Tested versions: OpenFST 1.5.4-1.6.3

Installing Tensor2Tensor

Tensor2Tensor is a TensorFlow-based library with support of various neural sequence models. SGNMT can access models trained with tensor2tensor via the t2t predictor. Follow the tensor2tensor installation instructions to install t2t and TensorFlow, and call SGNMT from the same environment. Note that SGNMT supports the --t2t_usr_dir argument to extend the registry of T2T to your custom directory.

Note

The Tensor2Tensor code base is still under constant change, and SGNMT might not be compatible with the latest version. The latest tensor2tensor version which is supported by SGNMT is available in this fork.

Tested versions: Tensor2Tensor 1.7.0, TensorFlow 1.9

Installing TensorFlow (not T2T)

The TensorFlow-based nmt and rnnlm predictors are based on Eva Hasler’s TensorFlow fork which extends the seq2seq tutorial to reproduce the Bahdanau-style architecture.

Note: You don’t need this fork if you access TensorFlow only over the Tensor2Tensor library.

Tested versions: latest

Installing Blocks

Follow the instructions in the Blocks documentation to install the Blocks framework and all its dependencies.

Note

It might be necessary to install the HDF5 development files before installing Blocks, e.g. with:

$ sudo apt-get install libhdf5-dev

Tip

Make sure that all dependencies of Blocks are updated. On systems where you don’t have root access, use the pip options --user and --force-reinstall to install updated packages locally.

Anaconda is another good option for local installations as it already sets up all packages Theano and Blocks depend on correctly. You still need to install Blocks with the pip command using Anaconda’s pip.

You’ll also need to add on_unused_input='ignore' to your Theano flags as discussed here:

$ export THEANO_FLAGS="on_unused_input='ignore'"

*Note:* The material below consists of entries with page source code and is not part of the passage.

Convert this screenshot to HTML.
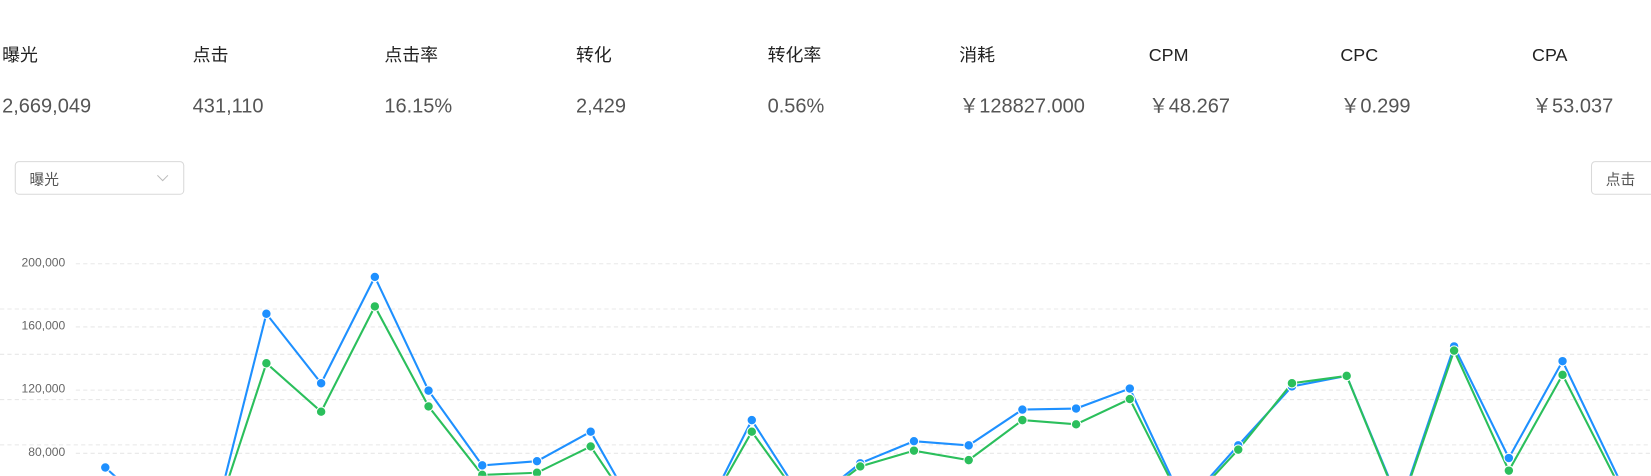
<!DOCTYPE html>
<html><head><meta charset="utf-8"><style>
html,body{margin:0;padding:0;background:#fff;overflow:hidden;width:1651px;height:476px}
#w{position:absolute;left:0;top:0;width:1568px;height:452px;overflow:hidden;transform:scale(1.05293);transform-origin:0 0;font-family:"Liberation Sans","Noto Sans CJK SC",sans-serif}
.h{position:absolute;top:41px;font-size:17px;color:#222;line-height:24px;height:24px}
.v{position:absolute;top:90px;font-size:19px;color:#555;line-height:24px;height:24px}
.box{position:absolute;border:1px solid #d9d9d9;border-radius:4px;height:32px;font-size:14px;color:#555;line-height:32px;box-sizing:border-box}
.ax{position:absolute;font-size:11.5px;color:#666;right:1506px;text-align:right;line-height:14px}
</style></head><body><div id="w">
<div class="h" style="left:2px">曝光</div><div class="v" style="left:2px">2,669,049</div>
<div class="h" style="left:183px">点击</div><div class="v" style="left:183px">431,110</div>
<div class="h" style="left:365px">点击率</div><div class="v" style="left:365px">16.15%</div>
<div class="h" style="left:547px">转化</div><div class="v" style="left:547px">2,429</div>
<div class="h" style="left:729px">转化率</div><div class="v" style="left:729px">0.56%</div>
<div class="h" style="left:911px">消耗</div><div class="v" style="left:911px">￥128827.000</div>
<div class="h" style="left:1091px">CPM</div><div class="v" style="left:1091px">￥48.267</div>
<div class="h" style="left:1273px">CPC</div><div class="v" style="left:1273px">￥0.299</div>
<div class="h" style="left:1455px">CPA</div><div class="v" style="left:1455px">￥53.037</div>
<div class="box" style="left:14px;top:153px;width:161px;padding-left:13px">曝光<svg style="position:absolute;right:14px;top:12px" width="11" height="7" viewBox="0 0 11 7"><path d="M0.5 0.5L5.5 5.5L10.5 0.5" fill="none" stroke="#bbb" stroke-width="1"/></svg></div>
<div class="box" style="left:1511px;top:153px;width:80px;padding-left:13px">点击</div>
<div class="ax" style="top:243px">200,000</div>
<div class="ax" style="top:303px">160,000</div>
<div class="ax" style="top:363px">120,000</div>
<div class="ax" style="top:423px">80,000</div>
<svg style="position:absolute;left:0;top:0" width="1568" height="452" viewBox="0 0 1568 452">
<g stroke="#e8e8e8" stroke-dasharray="4 3" stroke-width="1">
<path d="M72 250.5H1568M72 310.5H1568M72 370.5H1568M72 430.5H1568M0 293.5H1568M0 336.5H1568M0 379.5H1568M0 422.5H1568"/>
</g>
<polyline fill="none" stroke="#1e90ff" stroke-width="2" points="100,444 151,490 202,500 253,298 305,364 356,263 407,371 458,442 510,438 561,410 612,500 663,500 714,399 766,480 817,440 868,419 920,423 971,389 1022,388 1073,369 1125,480 1176,423 1227,367 1279,357 1330,480 1381,329 1433,435 1484,343 1540,460"/>
<polyline fill="none" stroke="#2bbf5c" stroke-width="2" points="151,500 202,500 253,345 305,391 356,291 407,386 458,451 510,449 561,424 612,500 663,500 714,410 766,482 817,443 868,428 920,437 971,399 1022,403 1073,379 1125,482 1176,427 1227,364 1279,357 1330,482 1381,333 1433,447 1484,356 1538,462"/>
<g fill="#1e90ff" stroke="#fff" stroke-width="1">
<circle cx="100" cy="444" r="4.5"/><circle cx="253" cy="298" r="4.5"/><circle cx="305" cy="364" r="4.5"/><circle cx="356" cy="263" r="4.5"/><circle cx="407" cy="371" r="4.5"/><circle cx="458" cy="442" r="4.5"/><circle cx="510" cy="438" r="4.5"/><circle cx="561" cy="410" r="4.5"/><circle cx="714" cy="399" r="4.5"/><circle cx="817" cy="440" r="4.5"/><circle cx="868" cy="419" r="4.5"/><circle cx="920" cy="423" r="4.5"/><circle cx="971" cy="389" r="4.5"/><circle cx="1022" cy="388" r="4.5"/><circle cx="1073" cy="369" r="4.5"/><circle cx="1176" cy="423" r="4.5"/><circle cx="1227" cy="367" r="4.5"/><circle cx="1381" cy="329" r="4.5"/><circle cx="1433" cy="435" r="4.5"/><circle cx="1484" cy="343" r="4.5"/>
</g>
<g fill="#2bbf5c" stroke="#fff" stroke-width="1">
<circle cx="253" cy="345" r="4.5"/><circle cx="305" cy="391" r="4.5"/><circle cx="356" cy="291" r="4.5"/><circle cx="407" cy="386" r="4.5"/><circle cx="458" cy="451" r="4.5"/><circle cx="510" cy="449" r="4.5"/><circle cx="561" cy="424" r="4.5"/><circle cx="714" cy="410" r="4.5"/><circle cx="817" cy="443" r="4.5"/><circle cx="868" cy="428" r="4.5"/><circle cx="920" cy="437" r="4.5"/><circle cx="971" cy="399" r="4.5"/><circle cx="1022" cy="403" r="4.5"/><circle cx="1073" cy="379" r="4.5"/><circle cx="1176" cy="427" r="4.5"/><circle cx="1227" cy="364" r="4.5"/><circle cx="1279" cy="357" r="4.5"/><circle cx="1381" cy="333" r="4.5"/><circle cx="1433" cy="447" r="4.5"/><circle cx="1484" cy="356" r="4.5"/>
</g>
</svg>
</div></body></html>
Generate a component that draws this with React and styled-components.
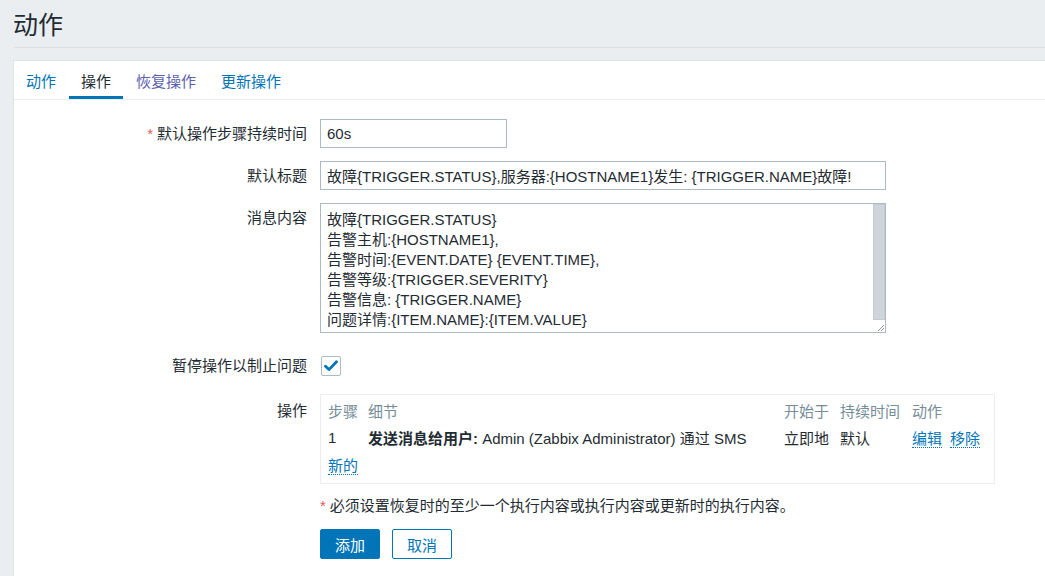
import React from "react";
import styled, { createGlobalStyle } from "styled-components";

const GlobalStyle = createGlobalStyle`
  html, body {
    margin: 0;
    padding: 0;
    background: #ebeef0;
    font-family: "Liberation Sans", "Noto Sans CJK SC", sans-serif;
    font-size: 15px;
    color: #1f2c33;
  }
  * { box-sizing: border-box; }
`;

const Page = styled.div`
  width: 1045px;
  height: 576px;
  overflow: hidden;
  padding: 0 0 0 13px;
`;

const Header = styled.header`
  height: 48px;
  border-bottom: 1px solid #dce1e4;
  display: flex;
  align-items: center;
`;

const Title = styled.h1`
  margin: 0;
  font-size: 25px;
  font-weight: normal;
  color: #1f2c33;
  padding-bottom: 1px;
`;

const Panel = styled.div`
  margin-top: 12px;
  background: #fff;
  border: 1px solid #dfe4e7;
  border-right: none;
  min-height: 540px;
`;

const Tabs = styled.nav`
  display: flex;
  gap: 1px;
  height: 39px;
  border-bottom: 1px solid #ebeef0;
`;

const Tab = styled.a`
  display: flex;
  align-items: center;
  padding: 0 12px;
  height: 100%;
  color: ${(p) => (p.$active ? "#1f2c33" : p.$visited ? "#5b5fad" : "#0275b8")};
  border-bottom: 3px solid ${(p) => (p.$active ? "#0275b8" : "transparent")};
  padding-top: 3px;
  cursor: pointer;
`;

const Form = styled.div`
  padding: 19px 0 0 0;
`;

const Row = styled.div`
  display: grid;
  grid-template-columns: 293px 1fr;
  column-gap: 13px;
  margin-bottom: ${(p) => p.$gap ?? 13}px;
  align-items: start;
`;

const Label = styled.label`
  text-align: right;
  line-height: ${(p) => p.$lh ?? 29}px;
  padding-top: ${(p) => p.$pt ?? 0}px;
  color: #1f2c33;
`;

const Req = styled.span`
  color: #e45959;
  margin-right: 4px;
`;

const Input = styled.input`
  width: ${(p) => p.$w}px;
  height: 29px;
  border: 1px solid #acbbc2;
  padding: 0 6px;
  font: inherit;
  color: #1f2c33;
  outline: none;
  background: #fff;
`;

const TextFrame = styled.div`
  display: flex;
  width: 566px;
  height: 130px;
  border: 1px solid #acbbc2;
  background: #fff;
`;

const TextArea = styled.textarea`
  flex: 1;
  min-width: 0;
  border: none;
  padding: 6px 6px;
  font: inherit;
  line-height: 20px;
  color: #1f2c33;
  outline: none;
  resize: none;
  overflow: hidden;
`;

const ScrollBar = styled.div`
  width: 12px;
  display: flex;
  flex-direction: column;
`;

const ScrollTrack = styled.div`
  flex: 1;
  background: #cfd5da;
  border: 1px solid #c2cbd1;
`;

const Grip = styled.div`
  height: 12px;
  display: flex;
  align-items: flex-end;
  justify-content: flex-end;
`;

const CheckCell = styled.div`
  height: 29px;
  display: flex;
  align-items: center;
`;

const CheckBox = styled.span`
  display: inline-flex;
  align-items: center;
  justify-content: center;
  width: 20px;
  height: 20px;
  margin-left: 1px;
  border: 1px solid #acbbc2;
  border-radius: 2px;
  background: #fff;
`;

const OpsBox = styled.div`
  width: 675px;
  border: 1px solid #ebeef0;
  padding: 2px 7px 5px;
`;

const OpsTable = styled.table`
  border-collapse: collapse;
  table-layout: fixed;
  width: 100%;

  th {
    font-weight: normal;
    color: #768d99;
    text-align: left;
    height: 27px;
    padding: 0;
  }
  td {
    height: 27px;
    padding: 0;
    white-space: nowrap;
  }
`;

const Bold = styled.b`
  font-weight: bold;
`;

const Link = styled.a`
  color: #0275b8;
  border-bottom: 1px dotted #0275b8;
  cursor: pointer;
  margin-right: ${(p) => p.$mr ?? 0}px;
`;

const Note = styled.div`
  margin: 12px 0 0;
  line-height: 20px;
`;

const Buttons = styled.div`
  display: flex;
  gap: 12px;
  margin-top: 13px;
`;

const Button = styled.button`
  height: 30px;
  padding: 0 14px;
  font: inherit;
  border-radius: 2px;
  border: 1px solid #0275b8;
  background: ${(p) => (p.$primary ? "#0275b8" : "#fff")};
  color: ${(p) => (p.$primary ? "#fff" : "#0275b8")};
  cursor: pointer;
`;

const message = `故障{TRIGGER.STATUS}
告警主机:{HOSTNAME1},
告警时间:{EVENT.DATE} {EVENT.TIME},
告警等级:{TRIGGER.SEVERITY}
告警信息: {TRIGGER.NAME}
问题详情:{ITEM.NAME}:{ITEM.VALUE}`;

export default function App() {
  return (
    <>
      <GlobalStyle />
      <Page>
        <Header>
          <Title>动作</Title>
        </Header>
        <Panel>
          <Tabs>
            <Tab>动作</Tab>
            <Tab $active>操作</Tab>
            <Tab $visited>恢复操作</Tab>
            <Tab>更新操作</Tab>
          </Tabs>
          <Form>
            <Row>
              <Label>
                <Req>*</Req>默认操作步骤持续时间
              </Label>
              <div>
                <Input $w={187} defaultValue="60s" />
              </div>
            </Row>
            <Row>
              <Label>默认标题</Label>
              <div>
                <Input
                  $w={566}
                  defaultValue="故障{TRIGGER.STATUS},服务器:{HOSTNAME1}发生: {TRIGGER.NAME}故障!"
                />
              </div>
            </Row>
            <Row $gap={18}>
              <Label>消息内容</Label>
              <TextFrame>
                <TextArea defaultValue={message} />
                <ScrollBar>
                  <ScrollTrack />
                  <Grip>
                    <svg width="10" height="10" viewBox="0 0 10 10">
                      <path d="M9 3 L3 9 M9 6 L6 9" stroke="#8a969e" strokeWidth="1" />
                    </svg>
                  </Grip>
                </ScrollBar>
              </TextFrame>
            </Row>
            <Row $gap={14}>
              <Label>暂停操作以制止问题</Label>
              <CheckCell>
                <CheckBox>
                  <svg width="14" height="12" viewBox="0 0 14 12">
                    <path
                      d="M1.5 6.2 L5 9.6 L12.5 1.8"
                      fill="none"
                      stroke="#0275b8"
                      strokeWidth="2.8"
                      strokeLinecap="round"
                      strokeLinejoin="round"
                    />
                  </svg>
                </CheckBox>
              </CheckCell>
            </Row>
            <Row $gap={0}>
              <Label $lh={27} $pt={3}>操作</Label>
              <div>
                <OpsBox>
                  <OpsTable>
                    <colgroup>
                      <col style={{ width: 40 }} />
                      <col style={{ width: 416 }} />
                      <col style={{ width: 56 }} />
                      <col style={{ width: 72 }} />
                      <col />
                    </colgroup>
                    <thead>
                      <tr>
                        <th>步骤</th>
                        <th>细节</th>
                        <th>开始于</th>
                        <th>持续时间</th>
                        <th>动作</th>
                      </tr>
                    </thead>
                    <tbody>
                      <tr>
                        <td>1</td>
                        <td>
                          <Bold>发送消息给用户:</Bold> Admin (Zabbix Administrator) 通过 SMS
                        </td>
                        <td>立即地</td>
                        <td>默认</td>
                        <td>
                          <Link $mr={8}>编辑</Link>
                          <Link>移除</Link>
                        </td>
                      </tr>
                      <tr>
                        <td colSpan={5}>
                          <Link>新的</Link>
                        </td>
                      </tr>
                    </tbody>
                  </OpsTable>
                </OpsBox>
                <Note>
                  <Req>*</Req>必须设置恢复时的至少一个执行内容或执行内容或更新时的执行内容。
                </Note>
                <Buttons>
                  <Button $primary>添加</Button>
                  <Button>取消</Button>
                </Buttons>
              </div>
            </Row>
          </Form>
        </Panel>
      </Page>
    </>
  );
}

Tested versions: Blocks 0.1-0.2, Theano 0.8-0.9

Installing KenLM

Follow the instructions on the KenLM Github page to install KenLM:

pip install https://github.com/kpu/kenlm/archive/master.zip

Tested versions: latest

Installing SRILM

First, install the version 1.7.1 of the SRI language model toolkit if you don’t already have an installation.

Note

According to the documentation, swig-srilm requires that SRILM is compiled as position independent code using MAKE_PIC=yes:

$ make World MAKE_PIC=yes

Then, checkout the srilm-swig project:

$ git clone https://github.com/desilinguist/swig-srilm.git

Modify the Makefile as explained in the installation instructions. For Ubuntu, the head of the make file should look like this:

SRILM_LIBS=/path/to/srilm/lib/i686-m64
SRILM_INC=/path/to/srilm/include
PYTHON_INC=/usr/include/python2.7

Build the Python module:

$ make python

Tested versions: srilm 1.7.1

Installing NPLM

Download NPLM from the project homepage and install it. You can also use the UCAM NPLM fork from Gonzalo Iglesias for threadsafety and efficiency. If you are using nplm 0.3 there might be a bug in the Python module that prevents the nplm predictor from reading model files. Try to replace nplm.py in the python/ directory of your NPLM installation with this file.

Tested versions: nplm 0.3

Setting up SGNMT

Update your environment variables to reflect the locations of OpenFST, SRILM/KenLM, and NPLM. On Ubuntu, it might be necessary to add /usr/local/lib to your LD_LIBRARY_PATH (default location for OpenFST):

$ export LD_LIBRARY_PATH=/usr/local/lib/:/path/to/swig-srilm/:/path/to/nplm/src/python:$LD_LIBRARY_PATH
$ export PYTHONPATH=/path/to/swig-srilm/:/path/to/nplm/python/:$PYTHONPATH

If OpenFST was not installed globally, you need to add it to your environment variables:

$ export LD_LIBRARY_PATH=/path/to/openfst/lib:$LD_LIBRARY_PATH
$ export PYTHONPATH=/path/to/openfst/lib/python2.7/site-packages:$PYTHONPATH

Clone the GIT repository and try to start decode.py and train.py:

$ git clone https://github.com/ucam-smt/sgnmt.git
$ cd sgnmt
$ python train.py --help
$ python decode.py --help

If you see the help texts for both commands, you are ready for the Tutorial: Basics. Otherwise, there is probably something wrong with your OpenFST installation.